*EXERCISE PROMPT:* Scan the lines below; pull out those with "that".

*DATASET ENTRIES:*
****

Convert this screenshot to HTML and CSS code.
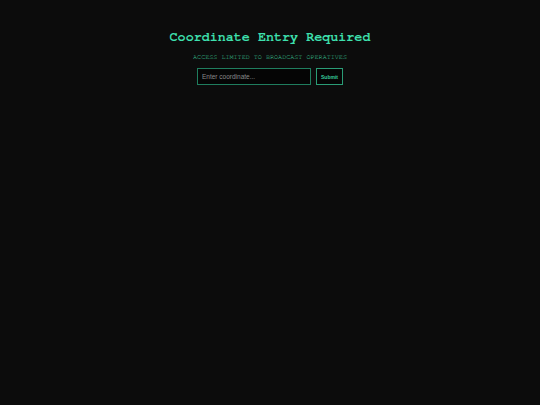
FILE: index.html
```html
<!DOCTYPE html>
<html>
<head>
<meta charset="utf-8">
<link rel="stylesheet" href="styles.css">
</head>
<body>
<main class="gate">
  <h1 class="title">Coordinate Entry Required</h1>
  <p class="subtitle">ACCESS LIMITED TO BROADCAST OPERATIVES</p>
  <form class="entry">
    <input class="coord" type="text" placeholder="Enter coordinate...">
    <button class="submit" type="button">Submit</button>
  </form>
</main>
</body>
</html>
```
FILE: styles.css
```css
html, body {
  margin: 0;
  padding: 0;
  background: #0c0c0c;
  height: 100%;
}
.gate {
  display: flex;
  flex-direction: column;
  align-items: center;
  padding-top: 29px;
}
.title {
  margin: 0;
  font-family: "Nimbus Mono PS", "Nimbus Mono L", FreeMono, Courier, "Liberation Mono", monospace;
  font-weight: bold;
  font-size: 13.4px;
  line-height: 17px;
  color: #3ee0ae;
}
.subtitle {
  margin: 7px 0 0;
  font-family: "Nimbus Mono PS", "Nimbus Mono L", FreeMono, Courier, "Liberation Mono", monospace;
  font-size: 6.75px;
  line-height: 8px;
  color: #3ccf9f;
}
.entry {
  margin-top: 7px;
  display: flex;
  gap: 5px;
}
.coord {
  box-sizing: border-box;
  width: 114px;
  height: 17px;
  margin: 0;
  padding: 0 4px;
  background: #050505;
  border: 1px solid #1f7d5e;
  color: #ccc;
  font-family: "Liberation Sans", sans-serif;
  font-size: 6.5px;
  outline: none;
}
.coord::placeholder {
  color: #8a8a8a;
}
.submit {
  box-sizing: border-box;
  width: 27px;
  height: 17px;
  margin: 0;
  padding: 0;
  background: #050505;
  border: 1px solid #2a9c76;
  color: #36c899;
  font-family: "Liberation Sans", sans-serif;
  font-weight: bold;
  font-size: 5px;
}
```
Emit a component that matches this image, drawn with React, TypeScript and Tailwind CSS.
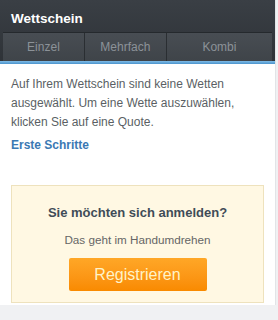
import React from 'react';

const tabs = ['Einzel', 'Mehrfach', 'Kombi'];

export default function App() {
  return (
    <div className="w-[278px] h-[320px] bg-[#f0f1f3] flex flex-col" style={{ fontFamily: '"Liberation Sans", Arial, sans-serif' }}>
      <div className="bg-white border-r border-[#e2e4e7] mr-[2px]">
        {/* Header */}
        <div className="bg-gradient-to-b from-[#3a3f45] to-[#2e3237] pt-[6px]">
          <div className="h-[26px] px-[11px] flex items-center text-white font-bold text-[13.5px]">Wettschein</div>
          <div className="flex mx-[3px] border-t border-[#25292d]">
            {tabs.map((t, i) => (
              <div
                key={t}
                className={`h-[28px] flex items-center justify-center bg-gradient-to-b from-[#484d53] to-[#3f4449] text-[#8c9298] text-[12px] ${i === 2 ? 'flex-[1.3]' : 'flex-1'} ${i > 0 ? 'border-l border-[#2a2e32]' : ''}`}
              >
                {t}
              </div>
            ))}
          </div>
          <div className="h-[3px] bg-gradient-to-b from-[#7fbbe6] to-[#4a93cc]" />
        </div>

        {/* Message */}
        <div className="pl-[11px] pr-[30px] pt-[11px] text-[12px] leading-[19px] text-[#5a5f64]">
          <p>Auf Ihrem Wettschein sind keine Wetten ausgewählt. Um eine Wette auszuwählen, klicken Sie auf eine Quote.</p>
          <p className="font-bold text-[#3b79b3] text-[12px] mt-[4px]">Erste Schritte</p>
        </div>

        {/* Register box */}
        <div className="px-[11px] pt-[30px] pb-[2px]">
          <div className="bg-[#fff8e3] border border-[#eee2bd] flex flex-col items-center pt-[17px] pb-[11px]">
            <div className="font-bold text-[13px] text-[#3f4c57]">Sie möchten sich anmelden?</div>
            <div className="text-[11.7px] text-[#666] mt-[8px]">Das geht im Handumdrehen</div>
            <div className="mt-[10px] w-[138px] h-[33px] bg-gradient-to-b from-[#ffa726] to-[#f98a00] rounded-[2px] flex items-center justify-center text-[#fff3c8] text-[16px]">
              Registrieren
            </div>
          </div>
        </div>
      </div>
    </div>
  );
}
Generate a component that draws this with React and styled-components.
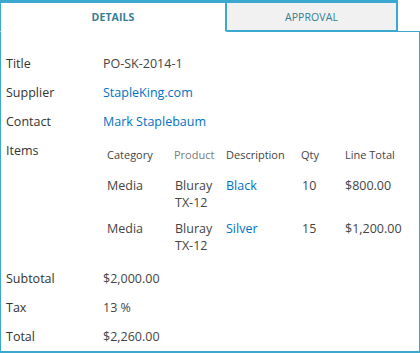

****

*FINISHED EXERCISE:*
Emit a component that matches this image, drawn with React, TypeScript and Tailwind CSS.
Generate a component that draws this with React and styled-components.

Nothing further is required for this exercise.